— START Dataset extract —

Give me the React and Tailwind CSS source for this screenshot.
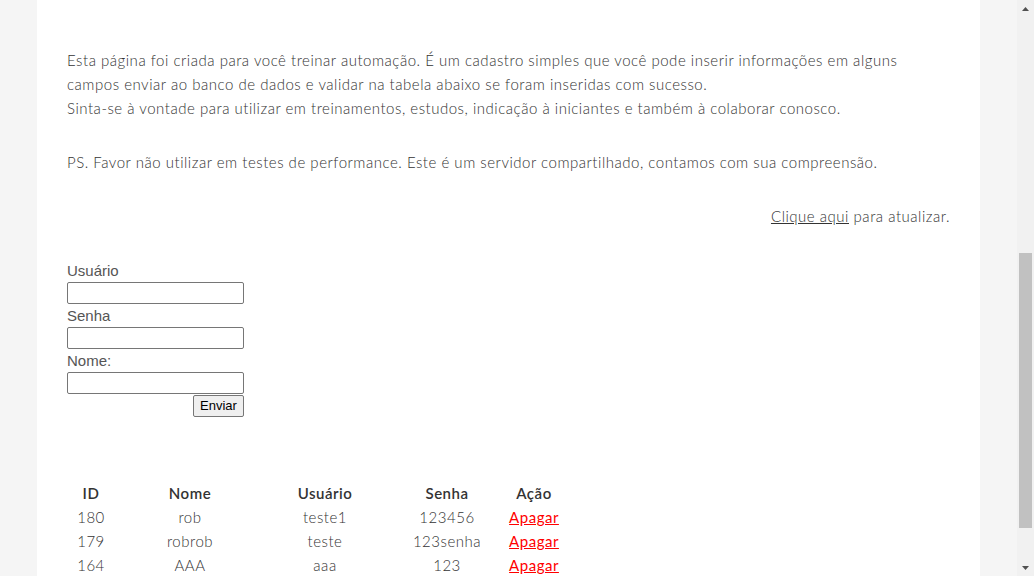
import React from "react";

const rows = [
  ["180", "rob", "teste1", "123456"],
  ["179", "robrob", "teste", "123senha"],
  ["164", "AAA", "aaa", "123"],
];

export default function App() {
  return (
    <div className="flex h-[576px] w-[1034px] overflow-hidden bg-[#f5f5f5]">
      <div className="flex w-[1017px] flex-none">
        <div className="w-[37px] flex-none bg-[#f5f5f5]" />
        <div
          className="w-[943px] flex-none bg-white px-[30px] pt-[48px] text-[15px] leading-[24px] tracking-[0.52px] text-[#333]"
          style={{ fontFamily: "Lato, 'Open Sans', sans-serif", fontWeight: 300 }}
        >
          <p>
            Esta página foi criada para você treinar automação. É um cadastro simples que você pode inserir informações em alguns campos enviar ao banco de dados e validar na tabela abaixo se foram inseridas com sucesso.
            <br />
            Sinta-se à vontade para utilizar em treinamentos, estudos, indicação à iniciantes e também à colaborar conosco.
          </p>
          <p className="mt-[30px]">
            PS. Favor não utilizar em testes de performance. Este é um servidor compartilhado, contamos com sua compreensão.
          </p>
          <p className="mt-[30px] text-right">
            <a className="underline">Clique aqui</a> para atualizar.
          </p>
          <form
            className="mt-[31px] flex w-[177px] flex-col text-[15px] tracking-normal text-[#555]"
            style={{ fontFamily: "'Liberation Sans', Arial, sans-serif", fontWeight: 400 }}
          >
            <label className="h-[23px] leading-[23px]">Usuário</label>
            <input className="h-[22px] w-[177px] rounded-[2px] border border-[#767676] bg-white" />
            <label className="h-[23px] leading-[23px]">Senha</label>
            <input className="h-[22px] w-[177px] rounded-[2px] border border-[#767676] bg-white" />
            <label className="h-[23px] leading-[23px]">Nome:</label>
            <input className="h-[22px] w-[177px] rounded-[2px] border border-[#767676] bg-white" />
            <div className="flex justify-end pt-px">
              <button
                type="button"
                className="h-[22px] w-[51px] rounded-[2px] border border-[#767676] bg-[#efefef] text-[13px] leading-[20px] text-black"
              >
                Enviar
              </button>
            </div>
          </form>
          <table className="mt-[64px] border-collapse text-center">
            <thead>
              <tr className="h-[24px]">
                <th className="w-[48px] p-0 font-semibold">ID</th>
                <th className="w-[150px] p-0 font-semibold">Nome</th>
                <th className="w-[120px] p-0 font-semibold">Usuário</th>
                <th className="w-[124px] p-0 font-semibold">Senha</th>
                <th className="w-[50px] p-0 font-semibold">Ação</th>
              </tr>
            </thead>
            <tbody>
              {rows.map((r) => (
                <tr key={r[0]} className="h-[24px]">
                  <td className="p-0">{r[0]}</td>
                  <td className="p-0">{r[1]}</td>
                  <td className="p-0">{r[2]}</td>
                  <td className="p-0">{r[3]}</td>
                  <td className="p-0">
                    <a className="text-[#f00] underline" style={{ fontWeight: 400 }}>Apagar</a>
                  </td>
                </tr>
              ))}
            </tbody>
          </table>
        </div>
        <div className="w-[37px] flex-none bg-[#f5f5f5]" />
      </div>
      <div className="flex w-[17px] flex-none flex-col items-center bg-[#f1f1f1]">
        <div className="flex h-[17px] items-center justify-center">
          <svg width="7" height="4" viewBox="0 0 7 4"><path d="M0 4L3.5 0L7 4Z" fill="#505050" /></svg>
        </div>
        <div className="h-[236px]" />
        <div className="h-[275px] w-[13px] bg-[#c1c1c1]" />
        <div className="flex-1" />
        <div className="flex h-[17px] items-center justify-center">
          <svg width="7" height="4" viewBox="0 0 7 4"><path d="M0 0L7 0L3.5 4Z" fill="#505050" /></svg>
        </div>
      </div>
    </div>
  );
}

— END Dataset extract —

_Problem statement:_
Find all the lines containing "React" in the material, then copy them.

_Solution to this problem:_
Give me the React and Tailwind CSS source for this screenshot.
import React from "react";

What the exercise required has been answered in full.